- From: Koen Holtman <koen@win.tue.nl>
- Date: Thu, 2 May 1996 00:29:46 +0200 (MET DST)
- To: Larry Masinter <masinter@parc.xerox.com>
- Cc: koen@win.tue.nl, fielding@avron.ICS.UCI.EDU, http-wg%cuckoo.hpl.hp.com@hplb.hpl.hp.com, jg@w3.org, klensin@mail1.reston.mci.net
Larry Masinter: >[Koen Holtman:] >> Some people in the phone conference yesterday wanted such a mechanism, >> though they did not explain, as far as I could tell, why they wanted >> it, let alone why they wanted it in plain 1.1. This mechanism is >> certainly not needed as a content negotiation `hook'. > >One use for having a response invalidate cache entries would be to >allow invalidations to be returned from "POST" requests.
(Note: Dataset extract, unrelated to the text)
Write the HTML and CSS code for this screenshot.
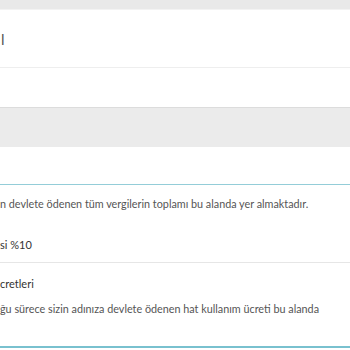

We could have consensus about a Content-Location allowing invalidations. Invalidations are not really part of the spoofing issue. [...] >> There is _no consensus_ in the WG now, and there will likely be no >> consensus in the next few weeks, about the need to include, into >> plain 1.1, a mechanism by which the response for URI 1 can change or >> create data cached for URI 2. > >Just a question before dropping this completely: is this something >that web proxies do today? As far as I know, proxies do not do such things today. Maybe Content-Location is used somewhere to help invalidating data, but as far as I know, it is not used to change or create cached data. > Does anyone have any data or examples? >I just don't want to forget the "running code" part. > >Larry Koen.